What Is Cash Flow Analysis?
Cash flow analysis is the structured review of how money moves in and out of a business bank account.
In MCA and small business lending, it is one of the most important underwriting tools because it reveals both strength (consistent revenue, recurring deposits) and risk (NSFs, overdrafts, volatility).
Operators rely on this analysis to understand repayment ability. Instead of focusing only on revenue size, cash flow analysis provides a fuller picture of whether a merchant can meet repayment obligations under an advance or financing program.
How Does Cash Flow Analysis Work?
Cash flow analysis looks at the movement of money over time.
- Revenue capture: Identify recurring deposits such as credit card settlements or payroll receipts.
- Expense mapping: Track fixed obligations such as rent, utilities, ACH debits, and loan payments.
- Risk flags: Detect overdrafts, NSFs, or large irregular withdrawals.
- Trend review: Highlight volatility, negative days, or seasonal shifts in cash flow.
In Heron, cash flow analysis is automated and deeply integrated into the scrubbing workflow.

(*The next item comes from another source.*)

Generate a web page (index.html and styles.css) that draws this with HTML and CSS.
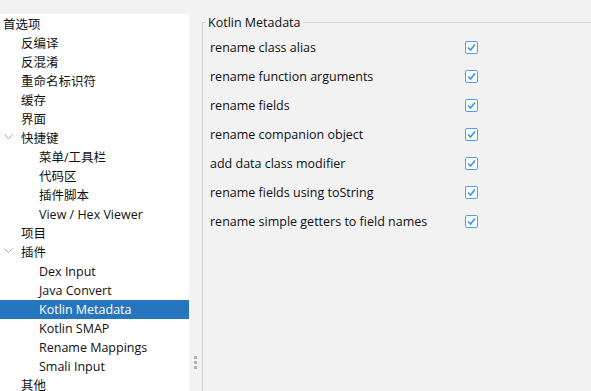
FILE: index.html
```html
<!DOCTYPE html>
<html lang="zh-CN">
<head>
  <meta charset="UTF-8">
  <title>首选项 - Kotlin Metadata</title>
  <link rel="stylesheet" href="styles.css">
</head>
<body>
  <div class="window">
    <div class="sidebar">
      <div class="node level0">首选项</div>
      <div class="node level1">反编译</div>
      <div class="node level1">反混淆</div>
      <div class="node level1">重命名标识符</div>
      <div class="node level1">缓存</div>
      <div class="node level1">界面</div>
      <div class="node level1">
        <svg class="chevron" width="9" height="5" viewBox="0 0 9 5"><path d="M0.5 0.5 L4.5 4.5 L8.5 0.5" fill="none" stroke="#a8a8a8" stroke-width="1"/></svg>
        快捷键
      </div>
      <div class="node level2">菜单/工具栏</div>
      <div class="node level2">代码区</div>
      <div class="node level2">插件脚本</div>
      <div class="node level2">View / Hex Viewer</div>
      <div class="node level1">项目</div>
      <div class="node level1">
        <svg class="chevron" width="9" height="5" viewBox="0 0 9 5"><path d="M0.5 0.5 L4.5 4.5 L8.5 0.5" fill="none" stroke="#a8a8a8" stroke-width="1"/></svg>
        插件
      </div>
      <div class="node level2">Dex Input</div>
      <div class="node level2">Java Convert</div>
      <div class="node level2 selected">Kotlin Metadata</div>
      <div class="node level2">Kotlin SMAP</div>
      <div class="node level2">Rename Mappings</div>
      <div class="node level2">Smali Input</div>
      <div class="node level1">其他</div>
    </div>

    <div class="splitter">
      <span class="grip"></span>
      <span class="grip"></span>
      <span class="grip"></span>
    </div>

    <fieldset class="group">
      <legend>Kotlin Metadata</legend>
      <div class="option"><span>rename class alias</span><span class="check"><svg width="11" height="11" viewBox="0 0 11 11"><path d="M2 5.5 L4.5 8 L9 2.5" fill="none" stroke="#3f95ea" stroke-width="1.7"/></svg></span></div>
      <div class="option"><span>rename function arguments</span><span class="check"><svg width="11" height="11" viewBox="0 0 11 11"><path d="M2 5.5 L4.5 8 L9 2.5" fill="none" stroke="#3f95ea" stroke-width="1.7"/></svg></span></div>
      <div class="option"><span>rename fields</span><span class="check"><svg width="11" height="11" viewBox="0 0 11 11"><path d="M2 5.5 L4.5 8 L9 2.5" fill="none" stroke="#3f95ea" stroke-width="1.7"/></svg></span></div>
      <div class="option"><span>rename companion object</span><span class="check"><svg width="11" height="11" viewBox="0 0 11 11"><path d="M2 5.5 L4.5 8 L9 2.5" fill="none" stroke="#3f95ea" stroke-width="1.7"/></svg></span></div>
      <div class="option"><span>add data class modifier</span><span class="check"><svg width="11" height="11" viewBox="0 0 11 11"><path d="M2 5.5 L4.5 8 L9 2.5" fill="none" stroke="#3f95ea" stroke-width="1.7"/></svg></span></div>
      <div class="option"><span>rename fields using toString</span><span class="check"><svg width="11" height="11" viewBox="0 0 11 11"><path d="M2 5.5 L4.5 8 L9 2.5" fill="none" stroke="#3f95ea" stroke-width="1.7"/></svg></span></div>
      <div class="option"><span>rename simple getters to field names</span><span class="check"><svg width="11" height="11" viewBox="0 0 11 11"><path d="M2 5.5 L4.5 8 L9 2.5" fill="none" stroke="#3f95ea" stroke-width="1.7"/></svg></span></div>
    </fieldset>
  </div>
</body>
</html>
```

FILE: styles.css
```css
html, body {
  margin: 0;
  height: 100%;
  overflow: hidden;
}
body {
  font-family: "Open Sans", "Noto Sans CJK SC", sans-serif;
  font-size: 12.5px;
  color: #111;
  background-color: #f2f2f2;
}
.window {
  display: flex;
  height: 391px;
}
.sidebar {
  width: 189px;
  margin-top: 14px;
  padding-top: 1px;
  background-color: #fff;
  display: flex;
  flex-direction: column;
}
.node {
  position: relative;
  height: 19px;
  line-height: 19px;
  white-space: nowrap;
  flex-shrink: 0;
}
.level0 {
  padding-left: 3px;
}
.level1 {
  padding-left: 21px;
}
.level2 {
  padding-left: 39px;
}
.selected {
  background-color: #2675bf;
  color: #fff;
}
.chevron {
  position: absolute;
  left: 4px;
  top: 5px;
}
.splitter {
  width: 13px;
  display: flex;
  flex-direction: column;
  align-items: center;
  gap: 2px;
  padding-top: 356px;
  box-sizing: border-box;
}
.grip {
  width: 3px;
  height: 3px;
  background-color: #b4b4b4;
}
.group {
  flex: 1;
  margin: 14px 0 0 0;
  padding: 2px 0 0 3px;
  border: none;
  border-top: 1px solid #d2d2d2;
  border-left: 1px solid #d2d2d2;
  min-width: 0;
}
.group legend {
  padding: 0 2px;
  line-height: 17px;
}
.option {
  display: flex;
  align-items: center;
  height: 29px;
  padding-left: 4px;
  width: 268px;
  justify-content: space-between;
}
.check {
  width: 11px;
  height: 11px;
  border: 1px solid #4d9ff0;
  border-radius: 2px;
  background-color: #fff;
  display: flex;
}
```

- Statement parsing: Bank statements are converted into structured data fields.
- Metric calculation: Metrics such as average daily balance, overdraft frequency, and cash-flow volatility are derived automatically.
- Risk surfacing: Red flags like external debt payments or stacked advances are highlighted.
- CRM write-back: Parsed insights are written directly into CRM fields, creating underwriting-ready records.
- Next action: Underwriters receive a concise view of financial stability and repayment capacity without combing through statements manually.
This makes cash flow analysis instant and repeatable at scale.
Why Is Cash Flow Analysis Important?
For brokers and funders, cash flow analysis is important because it directly informs deal eligibility. A merchant with strong, consistent inflows but moderate obligations is a safer candidate than one with high volatility and frequent overdrafts.
Heron improves this process by automating the analysis that used to take hours per packet. This allows brokers and funders to handle more deals, cut manual effort, and reduce risk by catching early warning signs.
Common Use Cases
Cash flow analysis is applied in nearly every underwriting scenario.
- Evaluating repayment capacity for MCA or RBF eligibility.
- Detecting stacking risk from recurring ACH debits to other lenders.
- Identifying NSFs and overdrafts as signals of financial strain.
- Highlighting seasonality to contextualize cash flow swings.
- Producing clean, structured metrics for CRM reporting.
FAQs About Cash Flow Analysis
How does Heron automate cash flow analysis?
Heron parses bank statements, calculates key metrics such as volatility and average daily balance, and flags risk signals like negative days or NSFs.
Why is cash flow analysis valuable for MCA brokers and funders?
It reduces underwriting time, provides objective financial metrics, and improves decision accuracy by focusing on real merchant cash behavior.
What outputs should teams expect from cash flow analysis in Heron?
Teams receive structured CRM fields showing revenue trends, obligations, and risk flags, along with underwriting-ready packets that eliminate manual calculations.